— Start of Data excerpt —
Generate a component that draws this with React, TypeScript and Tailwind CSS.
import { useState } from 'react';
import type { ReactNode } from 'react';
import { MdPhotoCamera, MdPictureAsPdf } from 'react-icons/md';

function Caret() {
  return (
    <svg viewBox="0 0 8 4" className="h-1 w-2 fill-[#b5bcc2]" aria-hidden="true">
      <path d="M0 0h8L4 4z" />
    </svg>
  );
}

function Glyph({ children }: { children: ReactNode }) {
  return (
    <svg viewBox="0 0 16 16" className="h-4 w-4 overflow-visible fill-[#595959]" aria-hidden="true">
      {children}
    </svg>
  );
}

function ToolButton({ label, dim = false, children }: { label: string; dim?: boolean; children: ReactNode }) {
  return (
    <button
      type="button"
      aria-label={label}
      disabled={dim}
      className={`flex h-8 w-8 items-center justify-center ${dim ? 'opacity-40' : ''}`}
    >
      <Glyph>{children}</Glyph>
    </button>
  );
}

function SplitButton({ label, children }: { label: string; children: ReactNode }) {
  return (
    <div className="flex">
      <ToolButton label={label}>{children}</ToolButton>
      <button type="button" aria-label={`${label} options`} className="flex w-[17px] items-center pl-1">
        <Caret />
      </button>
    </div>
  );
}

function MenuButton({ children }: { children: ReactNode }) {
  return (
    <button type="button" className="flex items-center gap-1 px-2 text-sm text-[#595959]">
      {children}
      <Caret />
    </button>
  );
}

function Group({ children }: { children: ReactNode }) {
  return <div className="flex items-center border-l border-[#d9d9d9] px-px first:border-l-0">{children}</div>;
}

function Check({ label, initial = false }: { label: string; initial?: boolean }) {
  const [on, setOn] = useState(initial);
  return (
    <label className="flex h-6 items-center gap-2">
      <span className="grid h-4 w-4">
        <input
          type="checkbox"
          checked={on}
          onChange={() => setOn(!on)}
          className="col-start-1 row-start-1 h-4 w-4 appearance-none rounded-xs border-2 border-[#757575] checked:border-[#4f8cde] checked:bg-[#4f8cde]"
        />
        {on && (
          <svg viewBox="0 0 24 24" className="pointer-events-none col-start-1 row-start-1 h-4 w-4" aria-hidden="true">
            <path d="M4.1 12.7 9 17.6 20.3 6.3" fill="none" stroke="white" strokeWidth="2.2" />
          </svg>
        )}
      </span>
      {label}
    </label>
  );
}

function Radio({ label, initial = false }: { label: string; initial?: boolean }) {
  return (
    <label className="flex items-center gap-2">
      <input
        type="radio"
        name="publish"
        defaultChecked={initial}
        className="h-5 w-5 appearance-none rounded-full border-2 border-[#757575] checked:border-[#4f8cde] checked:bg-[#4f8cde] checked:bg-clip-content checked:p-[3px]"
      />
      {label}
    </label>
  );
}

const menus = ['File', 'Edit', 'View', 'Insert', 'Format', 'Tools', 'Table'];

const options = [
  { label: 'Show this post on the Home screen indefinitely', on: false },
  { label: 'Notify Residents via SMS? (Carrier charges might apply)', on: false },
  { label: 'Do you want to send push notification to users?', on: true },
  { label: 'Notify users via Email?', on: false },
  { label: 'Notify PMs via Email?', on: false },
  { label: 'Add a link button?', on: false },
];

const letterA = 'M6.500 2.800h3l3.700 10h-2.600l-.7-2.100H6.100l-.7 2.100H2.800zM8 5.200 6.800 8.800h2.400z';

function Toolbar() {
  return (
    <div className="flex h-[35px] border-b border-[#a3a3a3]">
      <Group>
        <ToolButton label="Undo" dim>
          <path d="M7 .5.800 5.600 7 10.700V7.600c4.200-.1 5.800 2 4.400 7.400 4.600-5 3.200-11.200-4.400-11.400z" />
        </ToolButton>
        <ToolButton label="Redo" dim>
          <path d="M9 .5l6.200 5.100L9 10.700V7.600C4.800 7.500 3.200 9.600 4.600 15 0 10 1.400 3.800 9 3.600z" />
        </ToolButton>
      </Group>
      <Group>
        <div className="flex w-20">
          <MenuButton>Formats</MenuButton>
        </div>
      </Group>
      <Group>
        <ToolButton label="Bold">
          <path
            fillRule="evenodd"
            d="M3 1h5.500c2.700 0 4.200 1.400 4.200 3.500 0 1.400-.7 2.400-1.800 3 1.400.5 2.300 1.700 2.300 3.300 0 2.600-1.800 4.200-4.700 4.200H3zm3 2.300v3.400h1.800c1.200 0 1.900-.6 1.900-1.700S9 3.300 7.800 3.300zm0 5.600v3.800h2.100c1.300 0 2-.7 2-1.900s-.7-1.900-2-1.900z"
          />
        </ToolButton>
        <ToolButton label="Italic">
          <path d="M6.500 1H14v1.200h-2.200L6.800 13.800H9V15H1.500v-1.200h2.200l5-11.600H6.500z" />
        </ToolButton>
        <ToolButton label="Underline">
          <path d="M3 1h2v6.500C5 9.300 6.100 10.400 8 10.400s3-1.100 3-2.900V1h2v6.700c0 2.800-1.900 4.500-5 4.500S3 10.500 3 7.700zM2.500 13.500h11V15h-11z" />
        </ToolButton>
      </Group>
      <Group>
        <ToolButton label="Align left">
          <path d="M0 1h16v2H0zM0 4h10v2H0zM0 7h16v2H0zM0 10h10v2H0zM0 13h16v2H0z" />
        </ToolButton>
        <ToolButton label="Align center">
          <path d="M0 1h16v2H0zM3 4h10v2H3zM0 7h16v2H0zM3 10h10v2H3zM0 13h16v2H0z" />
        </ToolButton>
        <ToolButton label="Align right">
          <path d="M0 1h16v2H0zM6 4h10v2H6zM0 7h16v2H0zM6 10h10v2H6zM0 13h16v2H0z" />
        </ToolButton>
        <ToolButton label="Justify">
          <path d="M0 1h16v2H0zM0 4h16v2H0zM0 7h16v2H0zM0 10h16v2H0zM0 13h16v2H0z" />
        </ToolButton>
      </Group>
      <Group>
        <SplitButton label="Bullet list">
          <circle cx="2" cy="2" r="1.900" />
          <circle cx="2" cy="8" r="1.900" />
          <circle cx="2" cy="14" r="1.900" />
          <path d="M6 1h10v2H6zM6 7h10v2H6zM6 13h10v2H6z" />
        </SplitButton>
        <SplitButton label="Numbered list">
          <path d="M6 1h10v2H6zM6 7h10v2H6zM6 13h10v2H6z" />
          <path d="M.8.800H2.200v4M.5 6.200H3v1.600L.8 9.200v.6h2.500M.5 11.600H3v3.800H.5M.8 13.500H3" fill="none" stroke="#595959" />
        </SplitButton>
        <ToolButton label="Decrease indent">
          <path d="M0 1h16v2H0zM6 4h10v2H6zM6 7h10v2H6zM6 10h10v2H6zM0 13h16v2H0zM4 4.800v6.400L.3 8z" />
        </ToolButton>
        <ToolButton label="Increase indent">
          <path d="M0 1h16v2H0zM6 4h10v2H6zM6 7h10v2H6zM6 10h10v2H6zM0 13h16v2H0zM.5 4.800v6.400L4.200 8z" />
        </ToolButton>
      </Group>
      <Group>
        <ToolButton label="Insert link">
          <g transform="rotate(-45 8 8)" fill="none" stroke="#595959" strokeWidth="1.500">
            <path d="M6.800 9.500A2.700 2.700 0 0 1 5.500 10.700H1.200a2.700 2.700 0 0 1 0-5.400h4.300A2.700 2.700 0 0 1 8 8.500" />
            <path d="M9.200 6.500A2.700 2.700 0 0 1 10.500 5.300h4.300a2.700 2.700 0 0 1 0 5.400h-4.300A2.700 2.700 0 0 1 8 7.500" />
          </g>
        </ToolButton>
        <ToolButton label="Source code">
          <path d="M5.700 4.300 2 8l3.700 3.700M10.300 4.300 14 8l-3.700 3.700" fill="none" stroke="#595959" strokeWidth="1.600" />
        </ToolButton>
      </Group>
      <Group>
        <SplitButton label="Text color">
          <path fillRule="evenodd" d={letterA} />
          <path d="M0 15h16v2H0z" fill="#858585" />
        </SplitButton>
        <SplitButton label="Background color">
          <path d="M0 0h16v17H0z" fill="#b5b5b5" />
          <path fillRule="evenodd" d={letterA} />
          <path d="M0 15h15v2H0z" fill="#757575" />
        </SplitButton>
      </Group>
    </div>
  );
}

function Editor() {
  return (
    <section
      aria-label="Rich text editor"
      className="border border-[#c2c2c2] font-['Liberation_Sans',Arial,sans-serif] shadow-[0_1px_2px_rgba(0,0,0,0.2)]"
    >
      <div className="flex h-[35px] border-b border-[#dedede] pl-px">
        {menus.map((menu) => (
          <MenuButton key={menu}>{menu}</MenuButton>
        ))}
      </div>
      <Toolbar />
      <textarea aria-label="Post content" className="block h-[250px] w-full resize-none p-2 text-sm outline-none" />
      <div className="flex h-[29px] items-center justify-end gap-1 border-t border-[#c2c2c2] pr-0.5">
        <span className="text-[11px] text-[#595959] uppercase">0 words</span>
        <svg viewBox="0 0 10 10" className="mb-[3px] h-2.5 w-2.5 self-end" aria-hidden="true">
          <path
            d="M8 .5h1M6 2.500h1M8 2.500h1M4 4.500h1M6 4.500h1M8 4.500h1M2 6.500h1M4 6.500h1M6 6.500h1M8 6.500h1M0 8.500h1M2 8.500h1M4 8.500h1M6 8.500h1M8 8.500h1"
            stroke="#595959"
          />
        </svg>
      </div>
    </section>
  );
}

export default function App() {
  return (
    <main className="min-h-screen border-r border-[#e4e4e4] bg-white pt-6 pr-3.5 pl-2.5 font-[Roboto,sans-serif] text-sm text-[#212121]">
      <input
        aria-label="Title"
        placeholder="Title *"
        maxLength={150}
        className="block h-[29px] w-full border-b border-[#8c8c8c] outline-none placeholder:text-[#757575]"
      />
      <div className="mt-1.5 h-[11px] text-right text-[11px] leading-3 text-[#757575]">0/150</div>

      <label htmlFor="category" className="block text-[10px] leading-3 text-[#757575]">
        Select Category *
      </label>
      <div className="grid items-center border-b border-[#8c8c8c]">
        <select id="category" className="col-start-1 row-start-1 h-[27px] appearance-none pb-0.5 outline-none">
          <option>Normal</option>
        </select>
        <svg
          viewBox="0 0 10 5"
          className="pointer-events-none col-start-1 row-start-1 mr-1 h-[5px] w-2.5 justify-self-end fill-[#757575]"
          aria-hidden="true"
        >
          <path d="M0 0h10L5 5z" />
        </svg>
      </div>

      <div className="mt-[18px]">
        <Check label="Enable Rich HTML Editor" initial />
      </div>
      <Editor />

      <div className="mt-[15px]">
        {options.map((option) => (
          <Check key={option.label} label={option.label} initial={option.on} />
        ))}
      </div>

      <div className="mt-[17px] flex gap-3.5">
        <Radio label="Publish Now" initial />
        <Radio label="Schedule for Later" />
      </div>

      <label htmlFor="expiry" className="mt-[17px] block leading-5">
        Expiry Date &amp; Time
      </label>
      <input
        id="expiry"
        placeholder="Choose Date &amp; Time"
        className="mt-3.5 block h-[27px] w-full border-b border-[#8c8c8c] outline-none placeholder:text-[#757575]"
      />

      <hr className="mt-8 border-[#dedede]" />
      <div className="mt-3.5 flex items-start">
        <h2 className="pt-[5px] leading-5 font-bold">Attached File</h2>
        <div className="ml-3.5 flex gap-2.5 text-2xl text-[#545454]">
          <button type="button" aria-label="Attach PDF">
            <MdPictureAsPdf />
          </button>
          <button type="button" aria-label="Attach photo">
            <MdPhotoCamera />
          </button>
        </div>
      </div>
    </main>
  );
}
— End of Data excerpt —
■ Given instruction ■
Your answer should be one number: how many lines of the listing include the word "this".

■ Response to the task ■
2